**Your instructions**
Collect all the lines that mention the word "screenshot".

Saved entries
>> Start
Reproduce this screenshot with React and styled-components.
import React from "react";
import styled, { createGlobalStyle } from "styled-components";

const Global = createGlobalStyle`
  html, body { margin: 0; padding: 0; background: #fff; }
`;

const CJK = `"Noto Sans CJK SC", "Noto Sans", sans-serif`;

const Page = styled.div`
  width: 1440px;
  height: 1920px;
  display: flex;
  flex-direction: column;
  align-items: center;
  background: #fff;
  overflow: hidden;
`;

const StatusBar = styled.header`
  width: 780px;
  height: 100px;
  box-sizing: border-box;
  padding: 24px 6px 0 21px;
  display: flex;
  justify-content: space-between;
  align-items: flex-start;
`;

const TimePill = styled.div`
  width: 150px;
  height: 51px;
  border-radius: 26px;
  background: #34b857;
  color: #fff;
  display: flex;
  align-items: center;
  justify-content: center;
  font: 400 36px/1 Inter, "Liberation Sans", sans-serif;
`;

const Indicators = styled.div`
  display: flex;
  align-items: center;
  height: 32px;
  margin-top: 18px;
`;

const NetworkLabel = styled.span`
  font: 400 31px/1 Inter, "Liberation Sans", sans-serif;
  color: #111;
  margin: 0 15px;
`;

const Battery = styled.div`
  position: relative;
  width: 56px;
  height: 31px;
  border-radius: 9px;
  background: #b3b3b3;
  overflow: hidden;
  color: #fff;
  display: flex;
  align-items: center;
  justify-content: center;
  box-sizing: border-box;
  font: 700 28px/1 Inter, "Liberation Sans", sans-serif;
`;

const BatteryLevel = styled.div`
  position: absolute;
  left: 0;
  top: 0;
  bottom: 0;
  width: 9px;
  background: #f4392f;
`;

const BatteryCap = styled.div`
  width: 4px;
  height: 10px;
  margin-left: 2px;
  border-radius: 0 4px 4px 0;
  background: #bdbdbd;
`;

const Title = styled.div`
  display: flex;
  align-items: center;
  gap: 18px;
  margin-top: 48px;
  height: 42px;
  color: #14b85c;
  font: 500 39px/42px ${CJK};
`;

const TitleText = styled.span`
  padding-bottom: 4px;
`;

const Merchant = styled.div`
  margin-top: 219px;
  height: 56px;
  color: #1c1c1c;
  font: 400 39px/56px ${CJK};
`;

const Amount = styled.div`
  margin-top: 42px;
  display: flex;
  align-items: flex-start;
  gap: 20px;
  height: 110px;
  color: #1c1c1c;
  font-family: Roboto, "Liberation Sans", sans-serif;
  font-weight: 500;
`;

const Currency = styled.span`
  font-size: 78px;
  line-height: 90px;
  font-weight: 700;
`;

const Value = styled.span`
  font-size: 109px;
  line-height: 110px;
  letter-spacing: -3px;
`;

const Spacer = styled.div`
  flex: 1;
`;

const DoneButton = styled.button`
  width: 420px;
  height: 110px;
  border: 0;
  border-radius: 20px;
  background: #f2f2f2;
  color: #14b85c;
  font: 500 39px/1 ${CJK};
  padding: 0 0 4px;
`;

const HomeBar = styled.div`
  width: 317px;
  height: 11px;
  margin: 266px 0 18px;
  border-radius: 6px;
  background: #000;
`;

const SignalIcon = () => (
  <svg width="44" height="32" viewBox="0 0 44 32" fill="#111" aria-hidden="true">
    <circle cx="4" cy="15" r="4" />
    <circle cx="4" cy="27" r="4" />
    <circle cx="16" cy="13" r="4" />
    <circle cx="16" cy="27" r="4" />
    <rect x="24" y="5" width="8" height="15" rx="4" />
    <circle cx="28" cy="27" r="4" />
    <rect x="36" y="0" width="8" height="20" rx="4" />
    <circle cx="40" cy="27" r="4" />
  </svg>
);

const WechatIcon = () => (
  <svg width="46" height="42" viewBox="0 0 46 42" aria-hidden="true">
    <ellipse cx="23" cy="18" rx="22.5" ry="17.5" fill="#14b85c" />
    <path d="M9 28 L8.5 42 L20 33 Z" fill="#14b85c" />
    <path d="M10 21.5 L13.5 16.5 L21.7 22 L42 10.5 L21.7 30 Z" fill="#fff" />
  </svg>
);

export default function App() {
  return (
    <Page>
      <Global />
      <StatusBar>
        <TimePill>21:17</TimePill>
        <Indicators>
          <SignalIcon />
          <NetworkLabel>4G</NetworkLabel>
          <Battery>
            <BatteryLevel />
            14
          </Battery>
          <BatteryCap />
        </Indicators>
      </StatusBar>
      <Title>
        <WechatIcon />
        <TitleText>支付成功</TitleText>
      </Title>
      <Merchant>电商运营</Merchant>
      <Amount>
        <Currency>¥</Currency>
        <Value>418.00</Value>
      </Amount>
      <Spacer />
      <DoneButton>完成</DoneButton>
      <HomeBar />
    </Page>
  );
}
>> End
>> Start
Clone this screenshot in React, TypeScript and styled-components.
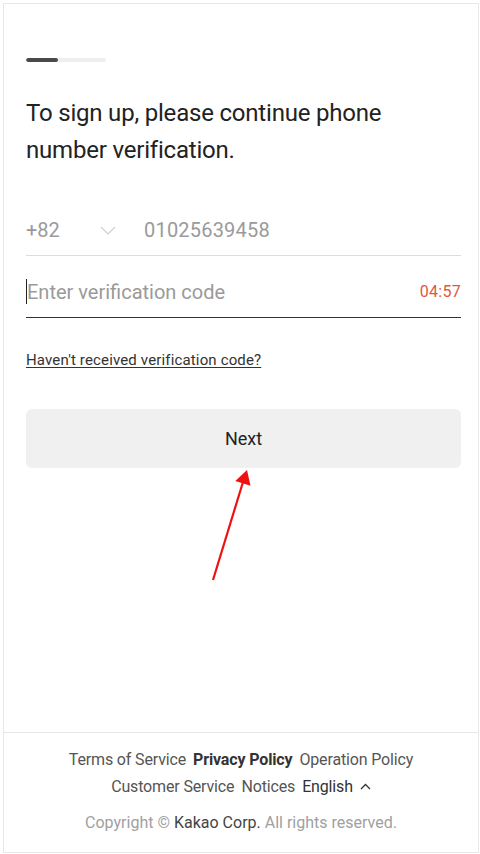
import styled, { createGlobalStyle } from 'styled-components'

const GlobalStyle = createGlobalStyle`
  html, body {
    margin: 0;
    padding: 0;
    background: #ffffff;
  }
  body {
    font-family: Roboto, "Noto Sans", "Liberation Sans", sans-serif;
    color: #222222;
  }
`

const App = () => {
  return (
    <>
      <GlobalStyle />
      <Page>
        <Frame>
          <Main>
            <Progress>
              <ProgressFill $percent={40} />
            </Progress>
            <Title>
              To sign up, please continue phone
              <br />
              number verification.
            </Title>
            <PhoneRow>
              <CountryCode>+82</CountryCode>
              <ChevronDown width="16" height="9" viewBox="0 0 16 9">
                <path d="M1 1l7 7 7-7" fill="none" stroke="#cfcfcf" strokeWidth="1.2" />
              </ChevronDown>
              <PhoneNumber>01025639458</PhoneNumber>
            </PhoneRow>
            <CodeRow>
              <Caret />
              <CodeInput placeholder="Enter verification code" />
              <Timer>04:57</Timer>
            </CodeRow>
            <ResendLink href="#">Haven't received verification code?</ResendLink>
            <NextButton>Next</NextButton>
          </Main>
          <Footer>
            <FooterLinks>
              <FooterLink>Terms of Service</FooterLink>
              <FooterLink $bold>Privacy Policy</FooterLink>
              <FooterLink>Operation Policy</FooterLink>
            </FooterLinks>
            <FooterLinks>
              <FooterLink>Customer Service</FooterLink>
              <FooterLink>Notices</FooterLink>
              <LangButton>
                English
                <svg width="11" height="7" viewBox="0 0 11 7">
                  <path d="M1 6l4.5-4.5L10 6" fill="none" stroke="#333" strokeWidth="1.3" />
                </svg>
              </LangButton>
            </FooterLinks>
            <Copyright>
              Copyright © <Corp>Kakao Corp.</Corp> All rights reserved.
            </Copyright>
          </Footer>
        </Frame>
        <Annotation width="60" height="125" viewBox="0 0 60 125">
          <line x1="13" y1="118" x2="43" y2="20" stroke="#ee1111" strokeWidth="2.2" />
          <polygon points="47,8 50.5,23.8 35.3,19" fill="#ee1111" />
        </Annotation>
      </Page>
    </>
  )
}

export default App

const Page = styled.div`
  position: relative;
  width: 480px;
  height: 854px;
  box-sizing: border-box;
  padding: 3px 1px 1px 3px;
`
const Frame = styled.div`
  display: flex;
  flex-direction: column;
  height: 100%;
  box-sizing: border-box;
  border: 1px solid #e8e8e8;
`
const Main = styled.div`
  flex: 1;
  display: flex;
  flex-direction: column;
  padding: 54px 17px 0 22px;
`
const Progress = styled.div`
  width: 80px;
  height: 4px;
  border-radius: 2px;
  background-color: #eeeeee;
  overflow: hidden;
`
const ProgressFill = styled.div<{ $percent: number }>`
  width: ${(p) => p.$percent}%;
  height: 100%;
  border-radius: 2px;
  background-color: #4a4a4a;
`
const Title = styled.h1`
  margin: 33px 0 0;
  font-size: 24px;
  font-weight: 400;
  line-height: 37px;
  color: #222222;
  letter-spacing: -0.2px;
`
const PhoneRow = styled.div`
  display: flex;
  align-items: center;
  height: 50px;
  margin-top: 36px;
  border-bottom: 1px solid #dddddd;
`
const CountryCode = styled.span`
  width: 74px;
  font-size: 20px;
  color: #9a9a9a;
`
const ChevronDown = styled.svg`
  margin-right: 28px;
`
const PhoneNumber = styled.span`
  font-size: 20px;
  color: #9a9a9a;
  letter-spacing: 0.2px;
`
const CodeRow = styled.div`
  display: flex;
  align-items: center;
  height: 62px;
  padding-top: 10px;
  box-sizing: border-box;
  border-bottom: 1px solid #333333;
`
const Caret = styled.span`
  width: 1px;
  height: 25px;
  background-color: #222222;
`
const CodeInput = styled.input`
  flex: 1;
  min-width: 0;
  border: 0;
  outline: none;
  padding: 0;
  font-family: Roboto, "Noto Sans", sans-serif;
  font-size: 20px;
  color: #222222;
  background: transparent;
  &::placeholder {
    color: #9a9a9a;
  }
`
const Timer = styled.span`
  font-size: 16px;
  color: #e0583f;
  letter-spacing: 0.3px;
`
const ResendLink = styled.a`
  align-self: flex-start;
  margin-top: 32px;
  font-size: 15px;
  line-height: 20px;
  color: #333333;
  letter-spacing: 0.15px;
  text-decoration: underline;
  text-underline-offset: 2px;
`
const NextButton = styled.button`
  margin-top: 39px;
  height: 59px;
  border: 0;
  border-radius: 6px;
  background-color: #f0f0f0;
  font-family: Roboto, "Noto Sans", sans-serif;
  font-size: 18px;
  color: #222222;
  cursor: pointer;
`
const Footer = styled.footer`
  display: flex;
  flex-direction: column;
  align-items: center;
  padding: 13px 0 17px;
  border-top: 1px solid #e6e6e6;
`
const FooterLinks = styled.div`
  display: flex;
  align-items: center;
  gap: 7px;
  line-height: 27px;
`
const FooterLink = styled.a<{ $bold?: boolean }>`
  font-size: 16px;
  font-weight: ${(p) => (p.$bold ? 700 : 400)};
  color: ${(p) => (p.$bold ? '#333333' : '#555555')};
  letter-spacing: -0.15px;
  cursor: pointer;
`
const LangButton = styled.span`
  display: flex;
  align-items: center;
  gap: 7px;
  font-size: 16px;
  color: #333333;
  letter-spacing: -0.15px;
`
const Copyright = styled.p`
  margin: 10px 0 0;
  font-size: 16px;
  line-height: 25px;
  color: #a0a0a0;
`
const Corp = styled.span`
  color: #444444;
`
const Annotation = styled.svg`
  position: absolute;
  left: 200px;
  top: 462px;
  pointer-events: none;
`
>> End
**Task result**
Reproduce this screenshot with React and styled-components.
Clone this screenshot in React, TypeScript and styled-components.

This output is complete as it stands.